Of course, a deferral of a few years won’t fix everything
GMK Center has been tracking the CBAM file since 2020, when the mechanism was still just a proposal. Today it’s law. And our early read on it has held up: CBAM is a hard trade barrier. For Ukrainian producers of long steel and semi‑finished products, competitiveness in the EU market has already taken a visible hit. This isn’t just a sectoral issue – steel accounts for 7.2% of Ukraine’s GDP.
The comprehensive study by GMK Center can be downloaded via the link.
But to understand the full impact, you have to zoom out. CBAM isn’t just about trade today. It’s about Ukraine’s post‑war recovery, the future of its industrial base, and its integration into EU supply chains.
Yes, CBAM is part of EU climate policy. If Ukraine is serious about EU accession, its industry would have faced decarbonization pressure anyway. But the how matters. Other Eastern European countries, like Poland, being the obvious example, – received massive investment inflows during their integration. Ukraine is being handed the same regulatory demands, but without the financial tailwind.
That tailwind never came. Russian aggression wiped out the window for investment. Before the war, every major Ukrainian steelmaker had a decarbonization roadmap. Those projects are now frozen – not just because of the war, but because rising energy costs have made them financially unviable.
Catching up will be brutally hard. A CBAM postponement isn’t a cure, but it would buy time.
The EU had the legal option to grant one. But it said no.
GMK Center ran the numbers on what that decision actually means. Our conclusion: Ukraine could lose 2.1% of its GDP by 2030 from CBAM’s effect on steel alone. That is two orders of magnitude higher than the European Commission’s estimate of -0.01% – the very figure used to justify rejecting Ukraine’s request.
A decision based on numbers that far off the mark isn’t just questionable. It’s unsound. The Commission’s impact assessment needs a second look. The stakes are too high to rely on faulty arithmetic.
Of course, a deferral of a few years won’t fix everything. Between 2026 and 2028, the effects of CBAM will be painful but survivable. By 2029–2030, we risk losing half of Ukraine’s five remaining steel plants.
At its core, this is an investment deficit problem. CBAM magnifies it and accelerates the damage. The EU has enjoyed near‑zero cost of capital for 15 years. Ukraine hasn’t. Asking both to decarbonize at the same pace, with the same rules, ignores that asymmetry.
That’s why CBAM and decarbonization financing must be addressed together.

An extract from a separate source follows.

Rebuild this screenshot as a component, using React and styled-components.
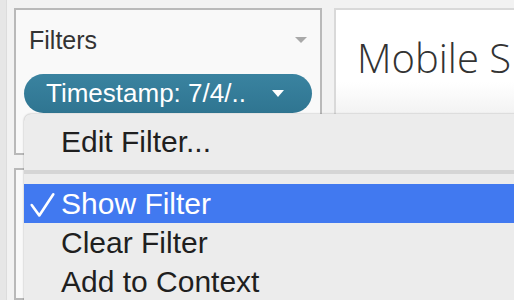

The Ukraine Investment Framework, part of the Ukraine Facility, allocates just €9.3 billion in direct grants and €7.8 billion in loan guarantees. That covers all industry and energy. It’s nowhere near enough. Energy sector recovery alone requires around €70 billion. Without affordable low‑carbon power, green steel is a non‑starter. And our estimates show that decarbonizing existing iron and steel capacity would take an additional €12 billion.
So the question is simple: where is that money supposed to come from?
Until there’s an answer, Ukraine needs a CBAM postponement. The legal basis exists. The data supports it. What’s missing is the political will to admit the first assessment was wrong.